TASK DESCRIPTION
Determine the count of lines holding "code" and give that count alone.

┌─ DATA PROVIDED

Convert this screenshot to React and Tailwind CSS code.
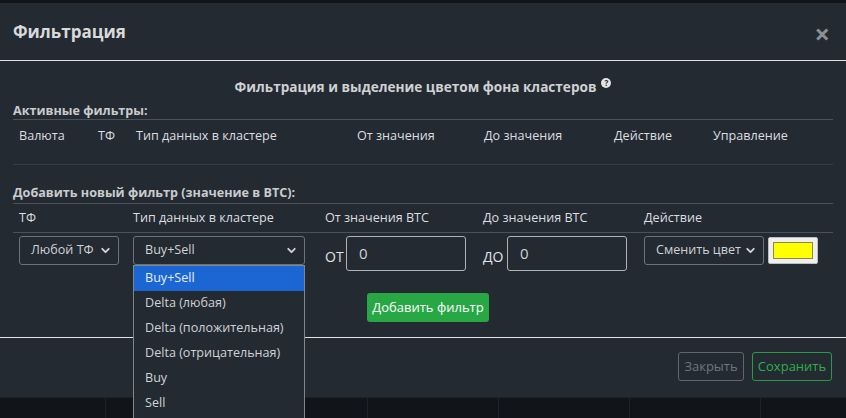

└─
┌─ DATA PROVIDED

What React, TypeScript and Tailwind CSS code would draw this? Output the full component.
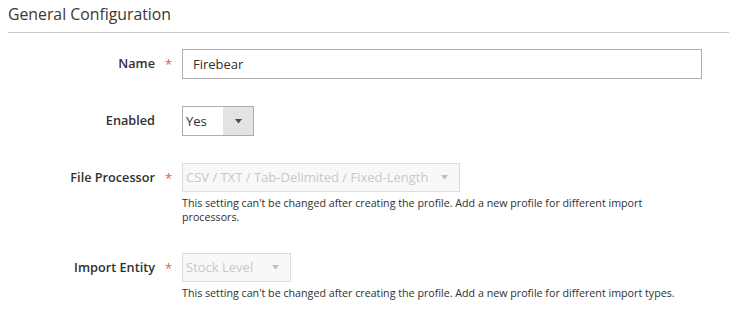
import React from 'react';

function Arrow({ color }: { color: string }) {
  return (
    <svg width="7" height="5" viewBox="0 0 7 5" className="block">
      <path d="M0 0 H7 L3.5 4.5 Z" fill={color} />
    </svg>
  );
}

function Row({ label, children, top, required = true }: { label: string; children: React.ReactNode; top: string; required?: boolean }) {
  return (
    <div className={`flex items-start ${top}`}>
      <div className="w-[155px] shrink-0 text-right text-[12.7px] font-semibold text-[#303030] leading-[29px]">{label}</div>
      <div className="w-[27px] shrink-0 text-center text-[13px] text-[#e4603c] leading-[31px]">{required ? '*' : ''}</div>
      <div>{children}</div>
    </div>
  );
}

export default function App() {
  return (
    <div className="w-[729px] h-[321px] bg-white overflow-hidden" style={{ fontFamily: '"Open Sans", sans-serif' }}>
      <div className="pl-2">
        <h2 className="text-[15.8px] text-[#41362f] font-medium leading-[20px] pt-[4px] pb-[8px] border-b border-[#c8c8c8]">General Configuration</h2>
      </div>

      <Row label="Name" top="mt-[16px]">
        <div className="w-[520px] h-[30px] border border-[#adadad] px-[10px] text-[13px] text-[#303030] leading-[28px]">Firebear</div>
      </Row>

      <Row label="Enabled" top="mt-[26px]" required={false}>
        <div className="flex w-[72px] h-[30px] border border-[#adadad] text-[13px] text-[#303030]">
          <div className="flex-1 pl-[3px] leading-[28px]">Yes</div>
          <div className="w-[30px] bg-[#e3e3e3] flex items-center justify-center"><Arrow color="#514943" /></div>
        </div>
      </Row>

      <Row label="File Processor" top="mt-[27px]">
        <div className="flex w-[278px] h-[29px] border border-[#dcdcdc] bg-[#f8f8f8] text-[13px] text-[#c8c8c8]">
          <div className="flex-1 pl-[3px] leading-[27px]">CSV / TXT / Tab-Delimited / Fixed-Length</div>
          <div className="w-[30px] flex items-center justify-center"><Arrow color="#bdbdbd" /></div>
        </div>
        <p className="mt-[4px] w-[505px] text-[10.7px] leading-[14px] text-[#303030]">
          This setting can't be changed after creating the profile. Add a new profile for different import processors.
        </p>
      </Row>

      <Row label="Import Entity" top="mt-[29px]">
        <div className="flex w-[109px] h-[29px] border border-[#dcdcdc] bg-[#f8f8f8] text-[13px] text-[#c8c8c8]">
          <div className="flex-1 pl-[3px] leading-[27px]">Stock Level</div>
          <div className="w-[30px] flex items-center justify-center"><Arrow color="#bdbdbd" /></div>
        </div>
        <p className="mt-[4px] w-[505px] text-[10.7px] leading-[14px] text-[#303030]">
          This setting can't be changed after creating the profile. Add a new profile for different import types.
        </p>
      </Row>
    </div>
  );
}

└─

REPLY
2